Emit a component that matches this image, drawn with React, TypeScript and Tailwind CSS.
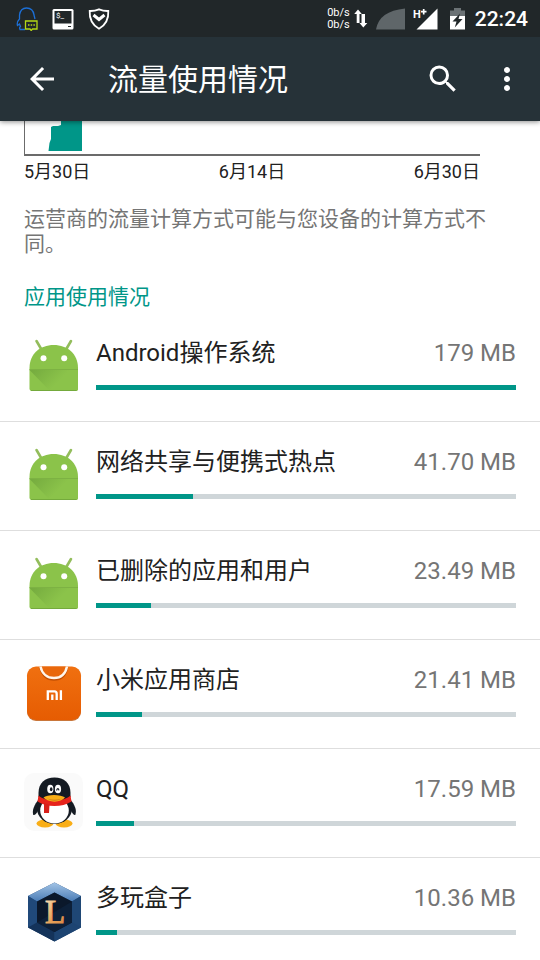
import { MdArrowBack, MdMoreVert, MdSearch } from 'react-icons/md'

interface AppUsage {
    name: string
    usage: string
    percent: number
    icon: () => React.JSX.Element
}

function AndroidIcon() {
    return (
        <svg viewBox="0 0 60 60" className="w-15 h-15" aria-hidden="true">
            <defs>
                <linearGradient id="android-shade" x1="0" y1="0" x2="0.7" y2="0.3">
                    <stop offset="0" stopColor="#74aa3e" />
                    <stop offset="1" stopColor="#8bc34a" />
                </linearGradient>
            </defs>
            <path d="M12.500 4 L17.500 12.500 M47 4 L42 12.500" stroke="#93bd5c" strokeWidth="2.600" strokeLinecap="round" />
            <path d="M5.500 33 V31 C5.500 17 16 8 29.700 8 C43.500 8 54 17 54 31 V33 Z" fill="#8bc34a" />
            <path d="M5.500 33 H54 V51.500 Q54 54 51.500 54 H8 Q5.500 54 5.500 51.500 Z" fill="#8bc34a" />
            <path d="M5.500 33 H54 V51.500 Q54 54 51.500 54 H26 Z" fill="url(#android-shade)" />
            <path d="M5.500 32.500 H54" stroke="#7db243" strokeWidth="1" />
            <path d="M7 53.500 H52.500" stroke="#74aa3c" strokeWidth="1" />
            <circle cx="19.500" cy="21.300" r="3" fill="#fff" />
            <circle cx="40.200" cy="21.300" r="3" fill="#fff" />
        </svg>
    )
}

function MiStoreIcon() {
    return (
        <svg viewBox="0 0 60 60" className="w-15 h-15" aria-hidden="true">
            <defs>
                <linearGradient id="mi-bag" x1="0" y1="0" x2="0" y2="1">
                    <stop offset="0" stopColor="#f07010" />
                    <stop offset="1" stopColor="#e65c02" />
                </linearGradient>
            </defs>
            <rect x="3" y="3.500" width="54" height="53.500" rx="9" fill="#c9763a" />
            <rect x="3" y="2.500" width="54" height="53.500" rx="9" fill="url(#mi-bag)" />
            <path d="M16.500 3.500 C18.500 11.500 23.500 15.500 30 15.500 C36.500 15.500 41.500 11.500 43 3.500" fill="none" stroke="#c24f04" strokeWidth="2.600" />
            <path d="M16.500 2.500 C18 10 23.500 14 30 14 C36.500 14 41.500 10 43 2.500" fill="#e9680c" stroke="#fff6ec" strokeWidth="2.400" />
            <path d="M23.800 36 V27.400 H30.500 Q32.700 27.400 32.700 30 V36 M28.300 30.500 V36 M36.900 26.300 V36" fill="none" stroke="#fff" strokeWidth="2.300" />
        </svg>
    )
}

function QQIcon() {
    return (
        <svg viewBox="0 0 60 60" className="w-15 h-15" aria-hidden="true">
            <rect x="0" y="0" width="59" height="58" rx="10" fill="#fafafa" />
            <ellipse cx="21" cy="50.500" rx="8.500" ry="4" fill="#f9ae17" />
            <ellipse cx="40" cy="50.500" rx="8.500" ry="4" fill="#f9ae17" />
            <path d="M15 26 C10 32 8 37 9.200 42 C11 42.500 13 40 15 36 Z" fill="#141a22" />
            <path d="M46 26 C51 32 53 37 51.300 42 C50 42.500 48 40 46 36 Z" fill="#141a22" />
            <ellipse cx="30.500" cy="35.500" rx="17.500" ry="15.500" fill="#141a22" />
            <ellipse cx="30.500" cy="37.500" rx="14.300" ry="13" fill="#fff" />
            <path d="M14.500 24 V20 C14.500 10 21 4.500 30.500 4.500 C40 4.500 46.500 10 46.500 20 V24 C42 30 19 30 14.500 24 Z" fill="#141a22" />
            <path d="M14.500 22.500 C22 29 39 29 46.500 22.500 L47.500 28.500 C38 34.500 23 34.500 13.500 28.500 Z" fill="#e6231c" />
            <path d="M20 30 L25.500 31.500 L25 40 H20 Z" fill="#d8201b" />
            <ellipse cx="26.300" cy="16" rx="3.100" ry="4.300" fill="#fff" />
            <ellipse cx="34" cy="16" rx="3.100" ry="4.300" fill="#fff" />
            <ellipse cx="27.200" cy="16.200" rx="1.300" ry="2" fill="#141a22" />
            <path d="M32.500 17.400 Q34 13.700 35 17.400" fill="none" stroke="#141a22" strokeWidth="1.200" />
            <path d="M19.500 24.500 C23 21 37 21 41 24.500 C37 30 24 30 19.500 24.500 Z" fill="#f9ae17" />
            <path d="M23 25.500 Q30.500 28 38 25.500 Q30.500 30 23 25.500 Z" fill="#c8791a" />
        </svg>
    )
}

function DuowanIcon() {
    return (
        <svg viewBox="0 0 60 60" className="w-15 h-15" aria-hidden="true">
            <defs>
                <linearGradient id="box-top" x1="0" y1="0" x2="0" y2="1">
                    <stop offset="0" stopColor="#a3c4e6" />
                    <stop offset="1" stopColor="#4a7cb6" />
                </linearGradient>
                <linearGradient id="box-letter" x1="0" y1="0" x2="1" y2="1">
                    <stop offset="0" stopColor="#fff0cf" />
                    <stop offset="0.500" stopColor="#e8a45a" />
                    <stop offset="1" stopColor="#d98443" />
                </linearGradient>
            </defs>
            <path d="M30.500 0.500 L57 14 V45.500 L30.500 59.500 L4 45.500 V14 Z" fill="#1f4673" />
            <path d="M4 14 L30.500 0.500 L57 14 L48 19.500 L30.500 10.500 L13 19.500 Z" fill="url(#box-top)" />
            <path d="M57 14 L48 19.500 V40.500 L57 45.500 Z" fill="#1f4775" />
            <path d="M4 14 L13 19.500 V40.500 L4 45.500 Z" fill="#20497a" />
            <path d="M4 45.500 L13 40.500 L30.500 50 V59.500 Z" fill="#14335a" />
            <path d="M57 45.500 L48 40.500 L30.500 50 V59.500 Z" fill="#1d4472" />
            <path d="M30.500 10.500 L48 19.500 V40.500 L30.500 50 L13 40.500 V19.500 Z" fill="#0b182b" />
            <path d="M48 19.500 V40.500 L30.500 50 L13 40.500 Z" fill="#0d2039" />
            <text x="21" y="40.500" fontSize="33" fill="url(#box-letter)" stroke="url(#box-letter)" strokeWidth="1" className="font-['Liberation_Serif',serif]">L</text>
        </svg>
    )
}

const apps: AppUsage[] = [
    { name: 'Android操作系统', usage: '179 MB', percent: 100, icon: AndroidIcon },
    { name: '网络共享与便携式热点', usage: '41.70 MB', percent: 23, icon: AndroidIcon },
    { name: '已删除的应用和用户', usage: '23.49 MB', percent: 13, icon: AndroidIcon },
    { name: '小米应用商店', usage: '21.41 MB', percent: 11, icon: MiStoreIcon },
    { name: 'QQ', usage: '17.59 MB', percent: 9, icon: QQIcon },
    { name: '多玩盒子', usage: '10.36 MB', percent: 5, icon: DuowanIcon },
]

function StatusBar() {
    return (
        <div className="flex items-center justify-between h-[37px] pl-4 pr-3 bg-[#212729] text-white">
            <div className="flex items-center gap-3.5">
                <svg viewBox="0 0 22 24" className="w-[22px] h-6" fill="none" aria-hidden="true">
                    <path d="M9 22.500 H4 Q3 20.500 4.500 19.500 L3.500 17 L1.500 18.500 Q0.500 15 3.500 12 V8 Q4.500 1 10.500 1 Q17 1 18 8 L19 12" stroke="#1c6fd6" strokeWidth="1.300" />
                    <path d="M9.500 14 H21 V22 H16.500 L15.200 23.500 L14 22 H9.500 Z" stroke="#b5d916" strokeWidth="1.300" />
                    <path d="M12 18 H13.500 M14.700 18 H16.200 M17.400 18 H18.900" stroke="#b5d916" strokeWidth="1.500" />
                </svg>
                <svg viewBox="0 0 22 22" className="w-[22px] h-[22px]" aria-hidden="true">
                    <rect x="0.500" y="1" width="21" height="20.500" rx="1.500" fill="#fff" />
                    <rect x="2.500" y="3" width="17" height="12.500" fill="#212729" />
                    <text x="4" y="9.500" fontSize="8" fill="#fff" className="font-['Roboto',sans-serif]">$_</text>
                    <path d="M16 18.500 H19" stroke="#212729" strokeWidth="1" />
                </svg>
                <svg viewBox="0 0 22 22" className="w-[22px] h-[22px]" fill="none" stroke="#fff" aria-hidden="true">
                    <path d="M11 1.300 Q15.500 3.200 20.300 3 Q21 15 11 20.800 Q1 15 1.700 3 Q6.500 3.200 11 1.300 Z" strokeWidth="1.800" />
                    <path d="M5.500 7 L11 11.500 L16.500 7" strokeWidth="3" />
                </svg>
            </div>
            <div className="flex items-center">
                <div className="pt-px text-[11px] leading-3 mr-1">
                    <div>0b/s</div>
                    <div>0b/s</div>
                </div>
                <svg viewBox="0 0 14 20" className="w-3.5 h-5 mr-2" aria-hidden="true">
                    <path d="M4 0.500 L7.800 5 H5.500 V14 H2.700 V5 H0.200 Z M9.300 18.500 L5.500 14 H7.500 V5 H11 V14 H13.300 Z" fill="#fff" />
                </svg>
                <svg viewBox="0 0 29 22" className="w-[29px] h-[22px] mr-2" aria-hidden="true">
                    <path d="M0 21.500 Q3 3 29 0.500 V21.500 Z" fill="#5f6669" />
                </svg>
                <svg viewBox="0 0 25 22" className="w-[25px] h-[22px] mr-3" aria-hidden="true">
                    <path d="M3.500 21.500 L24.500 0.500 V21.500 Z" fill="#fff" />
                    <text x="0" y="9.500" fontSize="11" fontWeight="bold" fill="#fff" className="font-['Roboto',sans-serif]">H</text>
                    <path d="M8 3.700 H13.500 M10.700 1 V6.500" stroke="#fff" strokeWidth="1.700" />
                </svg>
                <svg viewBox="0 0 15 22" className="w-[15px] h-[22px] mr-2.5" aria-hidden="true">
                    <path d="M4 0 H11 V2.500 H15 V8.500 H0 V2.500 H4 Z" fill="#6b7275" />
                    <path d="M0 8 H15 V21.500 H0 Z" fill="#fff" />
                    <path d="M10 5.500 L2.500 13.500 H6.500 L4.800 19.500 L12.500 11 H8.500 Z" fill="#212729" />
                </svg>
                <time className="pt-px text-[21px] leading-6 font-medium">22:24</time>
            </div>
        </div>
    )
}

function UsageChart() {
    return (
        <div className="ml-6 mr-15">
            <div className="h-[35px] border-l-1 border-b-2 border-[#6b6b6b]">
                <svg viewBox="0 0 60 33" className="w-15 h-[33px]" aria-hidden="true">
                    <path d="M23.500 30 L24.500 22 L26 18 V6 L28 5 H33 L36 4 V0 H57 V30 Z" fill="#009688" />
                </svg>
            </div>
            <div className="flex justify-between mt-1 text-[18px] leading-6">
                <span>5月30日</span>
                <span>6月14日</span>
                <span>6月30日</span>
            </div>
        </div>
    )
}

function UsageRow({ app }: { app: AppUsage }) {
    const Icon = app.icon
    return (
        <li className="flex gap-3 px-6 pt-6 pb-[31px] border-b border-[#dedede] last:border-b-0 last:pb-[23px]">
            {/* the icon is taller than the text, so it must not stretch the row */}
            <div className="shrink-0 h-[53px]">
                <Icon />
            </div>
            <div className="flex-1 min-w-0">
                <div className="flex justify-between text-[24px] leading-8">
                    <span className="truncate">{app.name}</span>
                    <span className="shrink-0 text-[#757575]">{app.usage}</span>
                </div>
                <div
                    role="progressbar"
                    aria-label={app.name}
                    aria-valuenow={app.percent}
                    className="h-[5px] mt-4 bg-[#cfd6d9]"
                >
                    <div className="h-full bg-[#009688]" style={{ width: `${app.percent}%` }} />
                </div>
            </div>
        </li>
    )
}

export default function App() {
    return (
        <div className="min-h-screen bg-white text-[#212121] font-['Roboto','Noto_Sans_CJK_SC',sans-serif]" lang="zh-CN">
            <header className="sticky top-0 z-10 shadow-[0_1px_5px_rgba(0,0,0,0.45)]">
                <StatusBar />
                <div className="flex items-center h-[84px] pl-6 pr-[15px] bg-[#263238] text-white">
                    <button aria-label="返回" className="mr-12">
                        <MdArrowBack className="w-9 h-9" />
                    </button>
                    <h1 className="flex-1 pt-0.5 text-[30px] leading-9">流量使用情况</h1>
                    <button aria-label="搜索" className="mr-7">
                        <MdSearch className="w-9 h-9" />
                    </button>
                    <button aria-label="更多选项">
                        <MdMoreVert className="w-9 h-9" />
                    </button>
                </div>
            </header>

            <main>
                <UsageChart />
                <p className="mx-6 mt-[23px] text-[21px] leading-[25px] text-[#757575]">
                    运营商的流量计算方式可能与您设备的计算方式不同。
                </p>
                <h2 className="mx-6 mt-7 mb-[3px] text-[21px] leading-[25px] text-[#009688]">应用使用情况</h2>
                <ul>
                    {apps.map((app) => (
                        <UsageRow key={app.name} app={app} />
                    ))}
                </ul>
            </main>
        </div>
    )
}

_TASK TO COMPLETE_
Transcribe the opening line of the listing above, please, and every line after it through the line with "MdArrowBack, MdMoreVert, MdSearch", word for word, without pictures.

_FINAL ANSWER_
Emit a component that matches this image, drawn with React, TypeScript and Tailwind CSS.
import { MdArrowBack, MdMoreVert, MdSearch } from 'react-icons/md'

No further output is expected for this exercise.